Requirements - The listing below must be repeated word for word, with its images excluded.

Data -
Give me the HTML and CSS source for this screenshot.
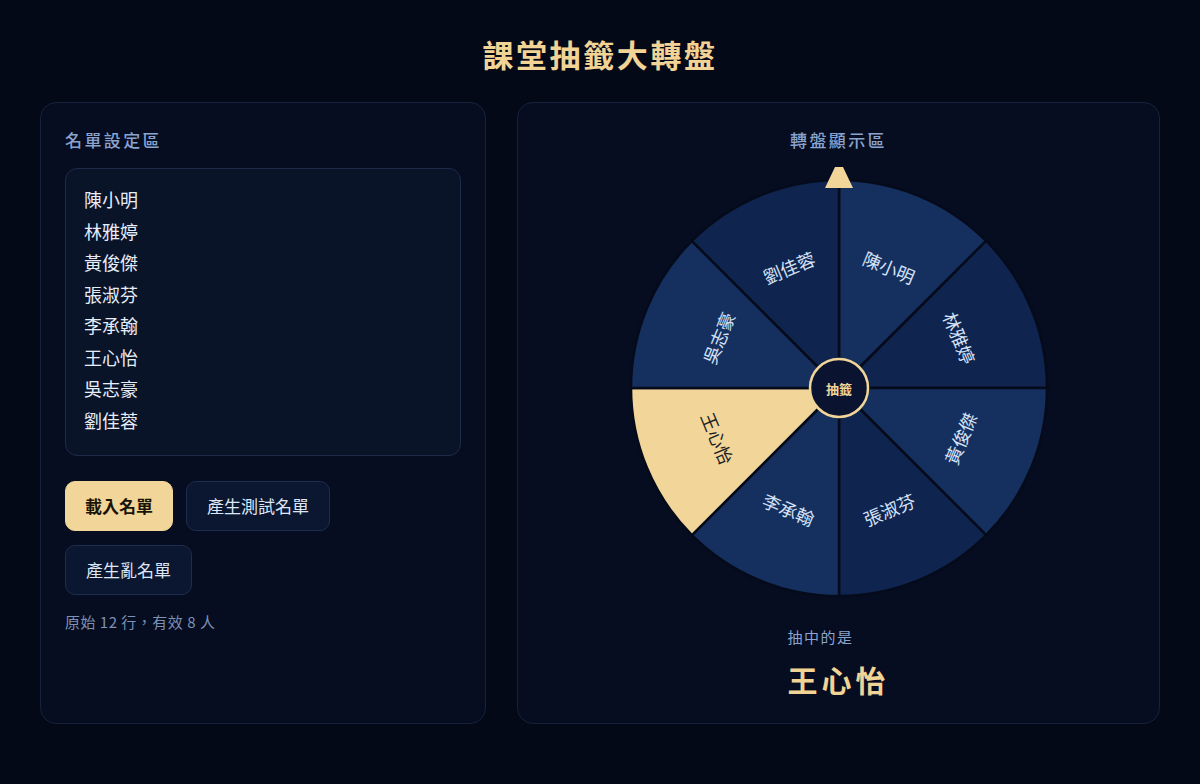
FILE: index.html
```html
<!DOCTYPE html>
<html lang="zh-Hant">
<head>
  <meta charset="UTF-8">
  <meta name="viewport" content="width=device-width, initial-scale=1.0">
  <title>課堂抽籤大轉盤</title>
  <link rel="stylesheet" href="styles.css">
</head>
<body>

  <h1 class="page-title">課堂抽籤大轉盤</h1>

  <main class="layout">
    <!-- 名單設定 -->
    <section class="panel list-panel">
      <h2 class="panel-title">名單設定區</h2>
      <textarea class="name-input" spellcheck="false">陳小明
林雅婷
黃俊傑
張淑芬
李承翰
王心怡
吳志豪
劉佳蓉</textarea>
      <div class="button-row">
        <button class="btn btn-primary">載入名單</button>
        <button class="btn">產生測試名單</button>
        <button class="btn">產生亂名單</button>
      </div>
      <p class="status">原始 12 行，有效 8 人</p>
    </section>

    <!-- 轉盤 -->
    <section class="panel wheel-panel">
      <h2 class="panel-title">轉盤顯示區</h2>
      <svg class="wheel" width="430" height="440" viewBox="-215 -222 430 440">
        <g class="slices">
          <path class="slice-a" d="M0 0 L0 -208 A208 208 0 0 1 147.08 -147.08 Z"/>
          <path class="slice-b" d="M0 0 L147.08 -147.08 A208 208 0 0 1 208 0 Z"/>
          <path class="slice-a" d="M0 0 L208 0 A208 208 0 0 1 147.08 147.08 Z"/>
          <path class="slice-b" d="M0 0 L147.08 147.08 A208 208 0 0 1 0 208 Z"/>
          <path class="slice-a" d="M0 0 L0 208 A208 208 0 0 1 -147.08 147.08 Z"/>
          <path class="slice-hit" d="M0 0 L-147.08 147.08 A208 208 0 0 1 -208 0 Z"/>
          <path class="slice-a" d="M0 0 L-208 0 A208 208 0 0 1 -147.08 -147.08 Z"/>
          <path class="slice-b" d="M0 0 L-147.08 -147.08 A208 208 0 0 1 0 -208 Z"/>
        </g>
        <g class="labels">
          <text transform="rotate(22.5) translate(0 -131)">陳小明</text>
          <text transform="rotate(67.5) translate(0 -131)">林雅婷</text>
          <text transform="rotate(112.5) translate(0 -131) rotate(180)">黃俊傑</text>
          <text transform="rotate(157.5) translate(0 -131) rotate(180)">張淑芬</text>
          <text transform="rotate(202.5) translate(0 -131) rotate(180)">李承翰</text>
          <text class="label-hit" transform="rotate(247.5) translate(0 -131) rotate(180)">王心怡</text>
          <text transform="rotate(292.5) translate(0 -131)">吳志豪</text>
          <text transform="rotate(337.5) translate(0 -131)">劉佳蓉</text>
        </g>
        <polygon class="pointer" points="-4,-221 4,-221 14,-200 -14,-200"/>
        <circle class="hub" r="29"/>
        <text class="hub-text">抽籤</text>
      </svg>
      <div class="result">
        <p class="result-label">抽中的是</p>
        <p class="result-name">王心怡</p>
      </div>
    </section>
  </main>

</body>
</html>
```

FILE: styles.css
```css
/* 頁面基本設定 */
body {
  margin: 0;
  padding: 34px 40px;
  background-color: #040917;
  font-family: "Noto Sans CJK TC", "Noto Sans", sans-serif;
  color: #d4e2fa;
}

.page-title {
  margin: 0 0 28px;
  text-align: center;
  font-size: 31px;
  line-height: 40px;
  font-weight: 700;
  letter-spacing: 2.6px;
  color: #f1d396;
}

/* 兩欄版面 */
.layout {
  display: grid;
  grid-template-columns: 446px 1fr;
  gap: 31px;
}

.panel {
  background-color: #060d20;
  border: 1px solid #16213b;
  border-radius: 16px;
  padding: 24px;
  display: flex;
  flex-direction: column;
}

.panel-title {
  margin: 0;
  font-size: 17px;
  line-height: 26px;
  font-weight: 500;
  letter-spacing: 2.4px;
  color: #8aa3cf;
}

/* 名單輸入 */
.name-input {
  margin-top: 15px;
  height: 288px;
  box-sizing: border-box;
  padding: 15px 18px;
  background-color: #0a1429;
  border: 1px solid #1d2a48;
  border-radius: 12px;
  font-family: inherit;
  font-size: 18px;
  line-height: 31.5px;
  color: #e6edf9;
  resize: none;
  outline: none;
  overflow: hidden;
}

.button-row {
  margin-top: 25px;
  display: flex;
  flex-wrap: wrap;
  gap: 14px 13px;
}

.btn {
  padding: 12px 20px;
  font-family: inherit;
  font-size: 17px;
  line-height: 24px;
  color: #dde6f5;
  background-color: #0b1630;
  border: 1px solid #1f2c4b;
  border-radius: 10px;
  cursor: pointer;
}

.btn-primary {
  padding: 12px 19px;
  background-color: #f2d598;
  border-color: #f2d598;
  color: #1a1408;
  font-weight: 700;
}

.status {
  margin: 16px 0 0;
  font-size: 15px;
  line-height: 22px;
  letter-spacing: 0.5px;
  color: #7d90b5;
}

/* 轉盤 */
.wheel-panel {
  align-items: center;
}

.wheel {
  display: block;
  margin-top: 13px;
}

.slices path {
  stroke: #050b1a;
  stroke-width: 2.5;
}

.slice-a {
  fill: #15305f;
}

.slice-b {
  fill: #0f2550;
}

.slice-hit {
  fill: #f2d598;
}

.labels text {
  font-family: "Noto Sans CJK TC", sans-serif;
  font-size: 18px;
  fill: #d5e2f8;
  text-anchor: middle;
  dominant-baseline: central;
}

.labels .label-hit {
  fill: #1b1d24;
}

.pointer {
  fill: #f2d598;
}

.hub {
  fill: #0a1430;
  stroke: #f2d598;
  stroke-width: 2.5;
}

.hub-text {
  font-family: "Noto Sans CJK TC", sans-serif;
  font-size: 13px;
  font-weight: 700;
  fill: #f2d598;
  text-anchor: middle;
  dominant-baseline: central;
}

/* 抽中結果 */
.result {
  margin-top: 20px;
}

.result-label {
  margin: 0;
  font-size: 15px;
  line-height: 22px;
  letter-spacing: 1.5px;
  color: #8aa3cf;
}

.result-name {
  margin: 11px 0 0;
  font-size: 30px;
  line-height: 40px;
  font-weight: 700;
  letter-spacing: 4px;
  color: #f1d396;
}
```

The response -
Give me the HTML and CSS source for this screenshot.
FILE: index.html
```html
<!DOCTYPE html>
<html lang="zh-Hant">
<head>
  <meta charset="UTF-8">
  <meta name="viewport" content="width=device-width, initial-scale=1.0">
  <title>課堂抽籤大轉盤</title>
  <link rel="stylesheet" href="styles.css">
</head>
<body>

  <h1 class="page-title">課堂抽籤大轉盤</h1>

  <main class="layout">
    <!-- 名單設定 -->
    <section class="panel list-panel">
      <h2 class="panel-title">名單設定區</h2>
      <textarea class="name-input" spellcheck="false">陳小明
林雅婷
黃俊傑
張淑芬
李承翰
王心怡
吳志豪
劉佳蓉</textarea>
      <div class="button-row">
        <button class="btn btn-primary">載入名單</button>
        <button class="btn">產生測試名單</button>
        <button class="btn">產生亂名單</button>
      </div>
      <p class="status">原始 12 行，有效 8 人</p>
    </section>

    <!-- 轉盤 -->
    <section class="panel wheel-panel">
      <h2 class="panel-title">轉盤顯示區</h2>
      <svg class="wheel" width="430" height="440" viewBox="-215 -222 430 440">
        <g class="slices">
          <path class="slice-a" d="M0 0 L0 -208 A208 208 0 0 1 147.08 -147.08 Z"/>
          <path class="slice-b" d="M0 0 L147.08 -147.08 A208 208 0 0 1 208 0 Z"/>
          <path class="slice-a" d="M0 0 L208 0 A208 208 0 0 1 147.08 147.08 Z"/>
          <path class="slice-b" d="M0 0 L147.08 147.08 A208 208 0 0 1 0 208 Z"/>
          <path class="slice-a" d="M0 0 L0 208 A208 208 0 0 1 -147.08 147.08 Z"/>
          <path class="slice-hit" d="M0 0 L-147.08 147.08 A208 208 0 0 1 -208 0 Z"/>
          <path class="slice-a" d="M0 0 L-208 0 A208 208 0 0 1 -147.08 -147.08 Z"/>
          <path class="slice-b" d="M0 0 L-147.08 -147.08 A208 208 0 0 1 0 -208 Z"/>
        </g>
        <g class="labels">
          <text transform="rotate(22.5) translate(0 -131)">陳小明</text>
          <text transform="rotate(67.5) translate(0 -131)">林雅婷</text>
          <text transform="rotate(112.5) translate(0 -131) rotate(180)">黃俊傑</text>
          <text transform="rotate(157.5) translate(0 -131) rotate(180)">張淑芬</text>
          <text transform="rotate(202.5) translate(0 -131) rotate(180)">李承翰</text>
          <text class="label-hit" transform="rotate(247.5) translate(0 -131) rotate(180)">王心怡</text>
          <text transform="rotate(292.5) translate(0 -131)">吳志豪</text>
          <text transform="rotate(337.5) translate(0 -131)">劉佳蓉</text>
        </g>
        <polygon class="pointer" points="-4,-221 4,-221 14,-200 -14,-200"/>
        <circle class="hub" r="29"/>
        <text class="hub-text">抽籤</text>
      </svg>
      <div class="result">
        <p class="result-label">抽中的是</p>
        <p class="result-name">王心怡</p>
      </div>
    </section>
  </main>

</body>
</html>
```

FILE: styles.css
```css
/* 頁面基本設定 */
body {
  margin: 0;
  padding: 34px 40px;
  background-color: #040917;
  font-family: "Noto Sans CJK TC", "Noto Sans", sans-serif;
  color: #d4e2fa;
}

.page-title {
  margin: 0 0 28px;
  text-align: center;
  font-size: 31px;
  line-height: 40px;
  font-weight: 700;
  letter-spacing: 2.6px;
  color: #f1d396;
}

/* 兩欄版面 */
.layout {
  display: grid;
  grid-template-columns: 446px 1fr;
  gap: 31px;
}

.panel {
  background-color: #060d20;
  border: 1px solid #16213b;
  border-radius: 16px;
  padding: 24px;
  display: flex;
  flex-direction: column;
}

.panel-title {
  margin: 0;
  font-size: 17px;
  line-height: 26px;
  font-weight: 500;
  letter-spacing: 2.4px;
  color: #8aa3cf;
}

/* 名單輸入 */
.name-input {
  margin-top: 15px;
  height: 288px;
  box-sizing: border-box;
  padding: 15px 18px;
  background-color: #0a1429;
  border: 1px solid #1d2a48;
  border-radius: 12px;
  font-family: inherit;
  font-size: 18px;
  line-height: 31.5px;
  color: #e6edf9;
  resize: none;
  outline: none;
  overflow: hidden;
}

.button-row {
  margin-top: 25px;
  display: flex;
  flex-wrap: wrap;
  gap: 14px 13px;
}

.btn {
  padding: 12px 20px;
  font-family: inherit;
  font-size: 17px;
  line-height: 24px;
  color: #dde6f5;
  background-color: #0b1630;
  border: 1px solid #1f2c4b;
  border-radius: 10px;
  cursor: pointer;
}

.btn-primary {
  padding: 12px 19px;
  background-color: #f2d598;
  border-color: #f2d598;
  color: #1a1408;
  font-weight: 700;
}

.status {
  margin: 16px 0 0;
  font-size: 15px;
  line-height: 22px;
  letter-spacing: 0.5px;
  color: #7d90b5;
}

/* 轉盤 */
.wheel-panel {
  align-items: center;
}

.wheel {
  display: block;
  margin-top: 13px;
}

.slices path {
  stroke: #050b1a;
  stroke-width: 2.5;
}

.slice-a {
  fill: #15305f;
}

.slice-b {
  fill: #0f2550;
}

.slice-hit {
  fill: #f2d598;
}

.labels text {
  font-family: "Noto Sans CJK TC", sans-serif;
  font-size: 18px;
  fill: #d5e2f8;
  text-anchor: middle;
  dominant-baseline: central;
}

.labels .label-hit {
  fill: #1b1d24;
}

.pointer {
  fill: #f2d598;
}

.hub {
  fill: #0a1430;
  stroke: #f2d598;
  stroke-width: 2.5;
}

.hub-text {
  font-family: "Noto Sans CJK TC", sans-serif;
  font-size: 13px;
  font-weight: 700;
  fill: #f2d598;
  text-anchor: middle;
  dominant-baseline: central;
}

/* 抽中結果 */
.result {
  margin-top: 20px;
}

.result-label {
  margin: 0;
  font-size: 15px;
  line-height: 22px;
  letter-spacing: 1.5px;
  color: #8aa3cf;
}

.result-name {
  margin: 11px 0 0;
  font-size: 30px;
  line-height: 40px;
  font-weight: 700;
  letter-spacing: 4px;
  color: #f1d396;
}
```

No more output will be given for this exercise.